Мрачные символы. Донбасс Лии и Андрея Достлевых


298 кукол в память о 298 жертвах авиакатастрофы MH17 в Донбассе были созданы во время восьмичасового перформанса
298 кукол в память о 298 жертвах авиакатастрофы MH17 в Донбассе были созданы во время восьмичасового перформанса

Лия и Андрей Достлевы уже почти четыре года продолжают свой перформанс "Зализывание ран войны". Ежедневно они слизывают соль с лампы в виде танка, купленной на востоке Украины в Бахмуте – городе, который недолго пробыл под контролем пророссийских сепаратистов, а затем был освобожден украинской армией.

Танк уменьшается постепенно, как и травмы, нанесенные войной обществу.

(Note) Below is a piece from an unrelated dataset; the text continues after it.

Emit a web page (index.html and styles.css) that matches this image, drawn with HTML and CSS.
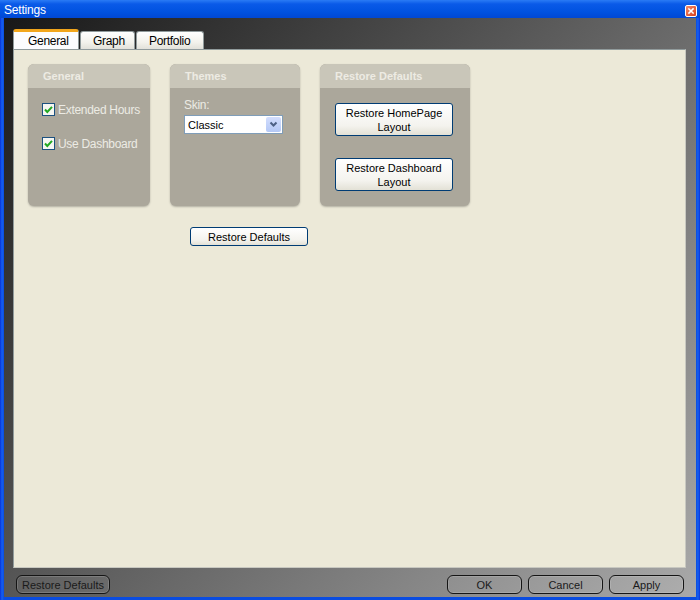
FILE: index.html
```html
<!DOCTYPE html>
<html>
<head>
<meta charset="utf-8">
<title>Settings</title>
<link rel="stylesheet" href="styles.css">
</head>
<body>
<div class="window">
  <div class="titlebar">
    <span class="title">Settings</span>
    <span class="close">
      <svg width="12" height="12" viewBox="0 0 12 12"><path d="M3.5 3.5 L8.5 8.5 M8.5 3.5 L3.5 8.5" stroke="#fff" stroke-width="1.8" stroke-linecap="square"/></svg>
    </span>
  </div>
  <div class="frame">
    <div class="tabs">
      <div class="tab active">General</div>
      <div class="tab">Graph</div>
      <div class="tab">Portfolio</div>
    </div>
    <div class="panel">
      <div class="groups">
        <div class="group g-general">
          <div class="group-head">General</div>
          <div class="group-body checks">
            <label class="check"><span class="box"><svg width="11" height="11" viewBox="0 0 11 11"><path d="M2 5.5 L4.3 8 L9 2.8" fill="none" stroke="#22a822" stroke-width="2"/></svg></span>Extended Hours</label>
            <label class="check"><span class="box"><svg width="11" height="11" viewBox="0 0 11 11"><path d="M2 5.5 L4.3 8 L9 2.8" fill="none" stroke="#22a822" stroke-width="2"/></svg></span>Use Dashboard</label>
          </div>
        </div>
        <div class="group g-themes">
          <div class="group-head">Themes</div>
          <div class="group-body">
            <div class="skin-label">Skin:</div>
            <div class="select">
              <span class="select-text">Classic</span>
              <span class="select-btn"><svg width="9" height="7" viewBox="0 0 9 7"><path d="M1.5 1.5 L4.5 4.5 L7.5 1.5" fill="none" stroke="#4d6185" stroke-width="2"/></svg></span>
            </div>
          </div>
        </div>
        <div class="group g-restore">
          <div class="group-head">Restore Defaults</div>
          <div class="group-body restore-body">
            <button class="btn tall">Restore HomePage<br>Layout</button>
            <button class="btn tall">Restore Dashboard<br>Layout</button>
          </div>
        </div>
      </div>
      <div class="panel-actions">
        <button class="btn wide">Restore Defaults</button>
      </div>
    </div>
    <div class="footer">
      <button class="dbtn restore">Restore Defaults</button>
      <div class="spacer"></div>
      <button class="dbtn">OK</button>
      <button class="dbtn">Cancel</button>
      <button class="dbtn">Apply</button>
    </div>
  </div>
</div>
</body>
</html>
```

FILE: styles.css
```css
html, body {
  margin: 0;
  padding: 0;
}
body {
  width: 700px;
  height: 600px;
  overflow: hidden;
  font-family: "Liberation Sans", Arial, sans-serif;
  font-size: 11px;
}
.window {
  width: 700px;
  height: 600px;
  display: flex;
  flex-direction: column;
  background: linear-gradient(to right, #0831d9 0px, #1660f0 2px, #0a4ce0 4px, #0a4ce0 696px, #1660f0 698px, #0831d9 700px);
  box-sizing: border-box;
  padding-bottom: 3px;
}
.titlebar {
  height: 18px;
  flex: none;
  display: flex;
  align-items: center;
  padding: 0 3px 0 4px;
  background: linear-gradient(to bottom, #2a7bf5 0px, #0a5ae8 4px, #0052e0 12px, #0048d4 18px);
  color: #fff;
}
.title {
  font-size: 12px;
  letter-spacing: -0.2px;
  flex: 1;
  padding-top: 1px;
}
.close {
  width: 12px;
  height: 12px;
  border: 1px solid #fff;
  border-radius: 2px;
  background: linear-gradient(135deg, #f08a6a, #d8401c);
  box-sizing: border-box;
  display: flex;
  align-items: center;
  justify-content: center;
  margin-top: 3px;
}
.close svg { width: 10px; height: 10px; }
.frame {
  flex: 1;
  margin: 0 4px 0 4px;
  display: flex;
  flex-direction: column;
  padding: 11px 10px 0 9px;
  background: linear-gradient(132deg, #181818 0%, #a9a9a9 100%);
  box-sizing: border-box;
}
.tabs {
  display: flex;
  height: 20px;
  gap: 1px;
  align-items: flex-end;
}
.tab {
  height: 18px;
  padding: 0 13px;
  box-sizing: border-box;
  border: 1px solid #919b9c;
  border-bottom: none;
  border-radius: 3px 3px 0 0;
  background: linear-gradient(to bottom, #ffffff, #f3f2ec 60%, #e2e1da);
  display: flex;
  align-items: center;
  color: #000;
  font-size: 12px;
  letter-spacing: -0.3px;
}
.tab.active {
  height: 20px;
  width: 66px;
  padding: 0 0 0 14px;
  background: #fcfcfe;
  border-top: 3px solid #f2a61c;
  border-radius: 3px 3px 0 0;
}
.tab:nth-child(2) { width: 55px; padding-left: 12px; }
.tab:nth-child(3) { width: 68px; padding-left: 12px; }
.panel {
  flex: 1;
  background: #ece9d8;
  border: 1px solid #919b9c;
  border-right-color: #c8c8c0;
  border-bottom-color: #c8c8c0;
  padding: 14px 14px;
  box-sizing: border-box;
}
.groups {
  display: flex;
  gap: 20px;
  align-items: flex-start;
}
.group {
  height: 142px;
  border-radius: 6px;
  background: #aba79b;
  display: flex;
  flex-direction: column;
  box-shadow: 0 1px 2px rgba(0,0,0,0.25);
  overflow: hidden;
}
.g-general { width: 122px; }
.g-themes { width: 130px; }
.g-restore { width: 150px; }
.group-head {
  height: 24px;
  flex: none;
  background: #c9c6b9;
  color: #edebe3;
  font-weight: bold;
  font-size: 11px;
  padding-left: 15px;
  display: flex;
  align-items: center;
}
.group-body {
  flex: 1;
  color: #ecebe4;
  font-size: 12px;
}
.checks {
  padding: 15px 0 0 14px;
  display: flex;
  flex-direction: column;
  gap: 21px;
}
.check {
  display: flex;
  align-items: center;
  height: 13px;
  letter-spacing: -0.3px;
}
.box {
  width: 13px;
  height: 13px;
  box-sizing: border-box;
  border: 1px solid #1c5180;
  background: #f6f6f2;
  display: flex;
  align-items: center;
  justify-content: center;
  margin-right: 3px;
}
.g-themes .group-body {
  padding: 10px 0 0 14px;
}
.skin-label {
  height: 17px;
  line-height: 14px;
  letter-spacing: -0.3px;
}
.select {
  width: 99px;
  height: 19px;
  box-sizing: border-box;
  border: 1px solid #7f9db9;
  background: #fff;
  display: flex;
  align-items: center;
  justify-content: space-between;
  padding: 0 1px 0 3px;
  color: #000;
}
.select-text { font-size: 11px; }
.select-btn {
  width: 15px;
  height: 15px;
  background: linear-gradient(to bottom, #d3defd, #b4c8f6);
  border-radius: 2px;
  display: flex;
  align-items: center;
  justify-content: center;
}
.restore-body {
  padding: 15px 0 0 15px;
  display: flex;
  flex-direction: column;
  gap: 22px;
}
.btn {
  font-family: "Liberation Sans", Arial, sans-serif;
  font-size: 11px;
  color: #000;
  border: 1px solid #003c74;
  border-radius: 3px;
  background: linear-gradient(to bottom, #ffffff, #f4f3ee 70%, #e3e1d6);
  padding: 0;
  margin: 0;
  line-height: 14px;
  text-align: center;
}
.btn.tall {
  width: 118px;
  height: 33px;
}
.panel-actions {
  padding: 21px 0 0 162px;
}
.btn.wide {
  width: 118px;
  height: 19px;
}
.footer {
  height: 29px;
  flex: none;
  display: flex;
  align-items: flex-start;
  padding: 7px 2px 0 3px;
  box-sizing: border-box;
  gap: 6px;
}
.spacer { flex: 1; }
.dbtn {
  width: 75px;
  height: 19px;
  border: 1px solid #151515;
  border-radius: 6px;
  background: rgba(255,255,255,0.06);
  box-shadow: inset 0 0 0 1px rgba(255,255,255,0.15);
  color: #1a1a1a;
  font-family: "Liberation Sans", Arial, sans-serif;
  font-size: 11px;
  padding: 0;
  margin: 0;
}
.dbtn.restore { width: 94px; }
```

Художники родом из Донецка, поэтому происходящее там стало для них в последние годы основной темой, хотя политики в их работах нет. Это скорее осмысление человеческого: что потеряно из-за войны, что остается в памяти у тех, кто вынужден был покинуть эту территорию навсегда, какие мифы возникли здесь, вопреки случившемуся в последние годы.

Слева соляная лампа в виде танка в 2016 году, справа – несколько дней назад
Слева соляная лампа в виде танка в 2016 году, справа – несколько дней назад

– Вы зализываете раны войны, то есть надеетесь, что когда танк исчезнет, что-то произойдет? Или это метафора и в конце не обязательно должна быть поставлена точка?

главное – образ тяжелой, кропотливой, ежедневной работы

– Конечно, очень хотелось бы верить в то, что когда этот танк исчезнет, война закончится, – рассказывает Лия Достлева. – Потому что многие наши знакомые на уровне шутки воспринимают это так: вот, они же так долго лижут танк, они его долижут, и вот тогда уж точно война закончится. Я думаю, что, к сожалению, этого не произойдет, потому что приятно иметь магическое сознание, но я думаю, что оно не перекладывается на реальную жизнь. Для нас этот перформанс скорее о том, что военная травматизация общества – это что-то, с чем нам придется очень долго бороться, это кропотливый и тяжелый ежедневный труд, результаты которого не видны, если каждый день смотреть на лампу из соли. Мы начали в конце 2016 года и делаем фотографии раз в неделю. Если взять две соседние фотографии или сделанные с небольшим отрезком времени, то будет казаться, что они абсолютно идентичны и лампа совсем не уменьшается. А если посмотреть на то, как она выглядела в конце 2016 года, и сейчас или даже с перерывом в полгода, то заметно, что процесс идет, он очень медленный, но все-таки форма изменяется. Для нас в этом перформансе самое главное – образ тяжелой, кропотливой, ежедневной работы, результат которой будет виден ретроспективно. А каждый день может казаться, что ничего не происходит, что это тщетные усилия, которые не будут иметь результата.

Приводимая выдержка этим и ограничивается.